Op het gebied van een strenger immigratie- en asielbeleid is op dit moment nauwelijks steun in het EP te vinden. De kloof tussen Brussel en de lidstaten zal daarom toenemen. Overstretch dreigt. Zullen de lidstaten van de Eurozone, zoals Nederland, dan aanvaarden dat de opvolger van Eurocommissaris Rehn ons de wet voorschrijft op het gebied van de hypotheekrente-aftrek? Wordt die Eurocommissaris gezien als "one of us", die zich terecht in deze discussie mengt of als een vertegenwoordiger van een vreemde mogendheid?
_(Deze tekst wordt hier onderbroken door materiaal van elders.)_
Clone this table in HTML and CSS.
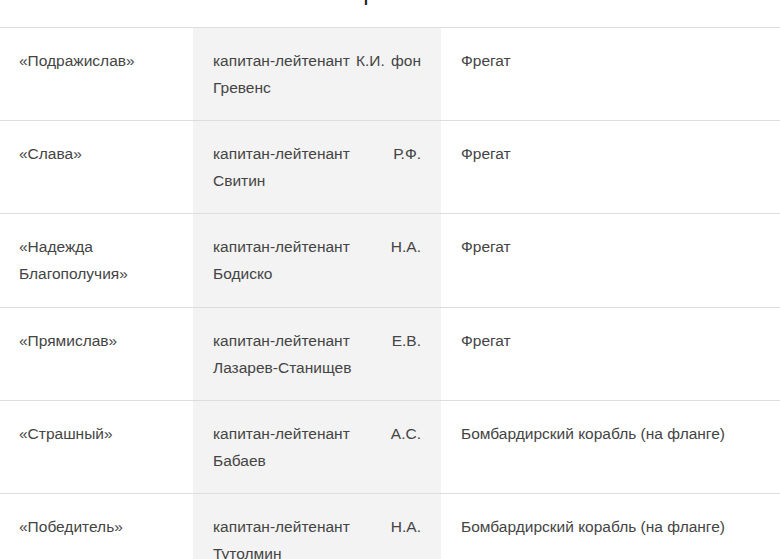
FILE: index.html
```html
<!DOCTYPE html>
<html lang="ru">
<head>
<meta charset="utf-8">
<link rel="stylesheet" href="styles.css">
</head>
<body>
<h2 class="title">Корабли</h2>
<table class="ships">
<colgroup>
<col class="c1"><col class="c2"><col class="c3">
</colgroup>
<tbody>
<tr><td>«Подражислав»</td><td class="cmd">капитан-лейтенант К.И. фон Гревенс</td><td>Фрегат</td></tr>
<tr><td>«Слава»</td><td class="cmd">капитан-лейтенант Р.Ф. Свитин</td><td>Фрегат</td></tr>
<tr><td>«Надежда Благополучия»</td><td class="cmd">капитан-лейтенант Н.А. Бодиско</td><td>Фрегат</td></tr>
<tr><td>«Прямислав»</td><td class="cmd">капитан-лейтенант Е.В. Лазарев-Станищев</td><td>Фрегат</td></tr>
<tr><td>«Страшный»</td><td class="cmd">капитан-лейтенант А.С. Бабаев</td><td>Бомбардирский корабль (на фланге)</td></tr>
<tr><td>«Победитель»</td><td class="cmd">капитан-лейтенант Н.А. Тутолмин</td><td>Бомбардирский корабль (на фланге)</td></tr>
</tbody>
</table>
</body>
</html>
```
FILE: styles.css
```css
html, body {
  margin: 0;
  padding: 0;
  background: #fff;
}
body {
  font-family: "Liberation Sans", Arial, sans-serif;
  color: #444;
  overflow: hidden;
}
.title {
  margin: -22px 0 0;
  padding-right: 14px;
  height: 49px;
  line-height: 28px;
  font-size: 24px;
  font-weight: normal;
  text-align: center;
  color: #222;
  overflow: hidden;
}
.ships {
  width: 100%;
  border-collapse: collapse;
  table-layout: fixed;
  font-size: 15.5px;
  line-height: 27.1px;
}
.c1 { width: 193px; }
.c2 { width: 248px; }
.ships td {
  border-top: 1px solid #ddd;
  padding: 19px 20px 19px 19px;
  vertical-align: top;
  text-align: left;
}
.ships td.cmd {
  background: #f3f3f3;
  text-align: justify;
  padding-left: 20px;
}
.ships td:nth-child(3) {
  padding-left: 20px;
}
```
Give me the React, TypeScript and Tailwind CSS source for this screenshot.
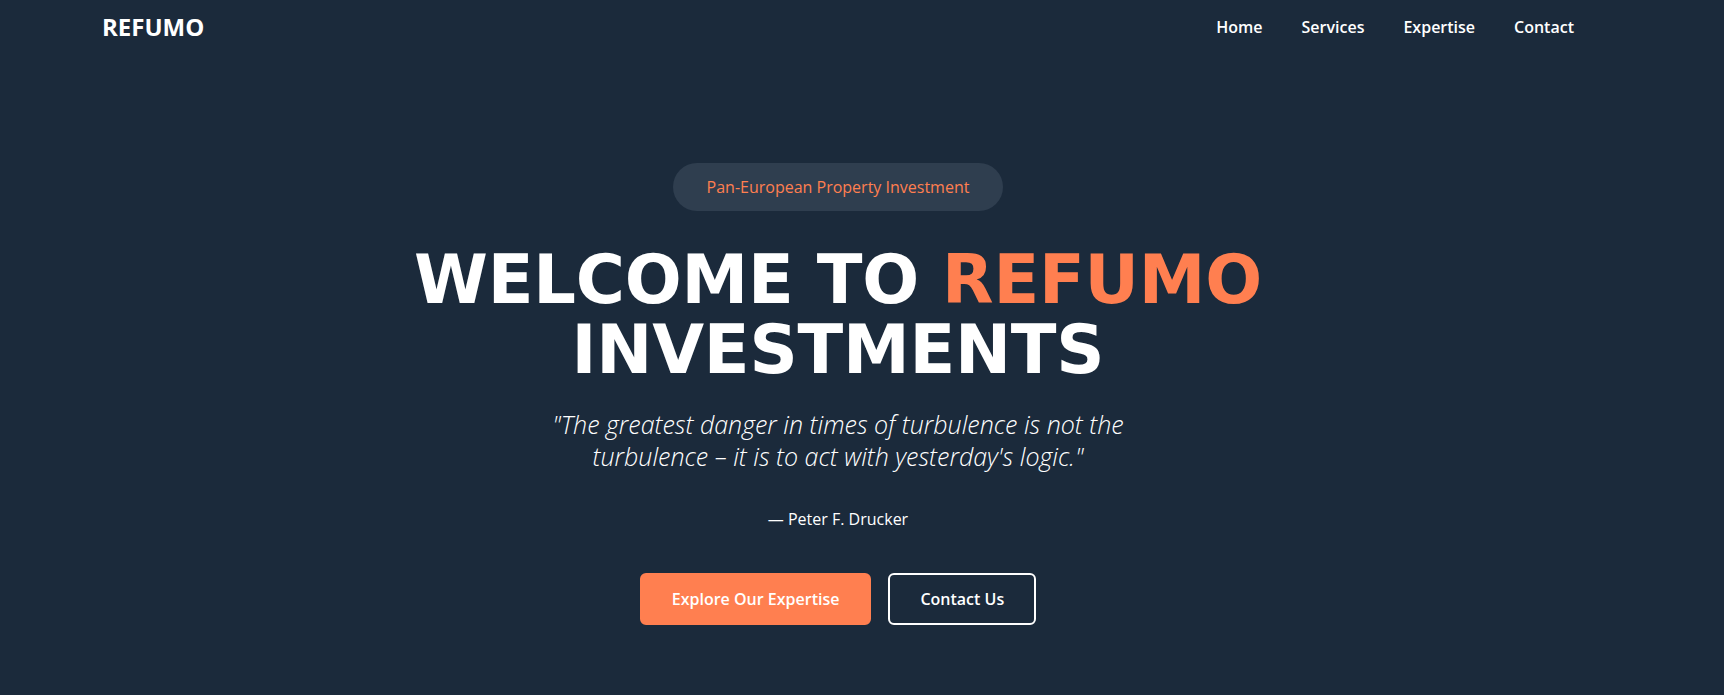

Zal de Franse socialist Francois Hollande, mocht hij de eerste helft van dit jaar tot president van Frankrijk gekozen worden, bereid zijn, zoals Sarkozy nu betoogd, inmenging in zijn begrotingsbeleid te aanvaarden? Hollande heeft al aangegeven dat Frankrijk diens verzorgingsstaat tegen Brussel zal verdedigen. Kortom, de Proof of the Pudding is in the Eating!
Terughoudenheid
De redding van de Euro zal gepaard moeten gaan met een grote terughoudendheid om op andere beleidsterreinen dan de Munt te harmoniseren en te integreren. Alleen waar Europa een duidelijke meerwaarde heeft, is nieuwe Europese regelgeving gewenst en dan niet in detail, maar via brede kaderwetgeving. Dat betekent dat Europa vooral het Europa van de vrijheden moet zijn. Dat vergt minder subsidies en meer markt, bijvoorbeeld via een moderne dienstenmarkt. Europa moet niet streven naar meer regels, maar naar meer groei. De nationale parlementen moeten een veel stevigere rol bij het opstellen van de Europese wetgeving en de Europese begroting krijgen en niet alleen aan het begin, maar ook aan het einde van het communautaire wetgevingsproces. De oud-Franse president Valéry Giscard d'Estaing heeft, als voorzitter van de Europese Conventie, ooit voorgesteld dat afgevaardigden van het Europees Parlement en van de nationale parlementen in een jaarlijks te houden Europees congres de begroting van de Unie zouden vaststellen. Dat idee was zo gek nog niet en is vooral nu actueel. De grotere bevoegdheden in Brussel moeten juist leiden tot grotere betrokkenheid van de lidstaten. Unie en lidstaten moeten in balans zijn. Pas dan kunnen we voorkomen dat de kiezer zich afwendt van Europa.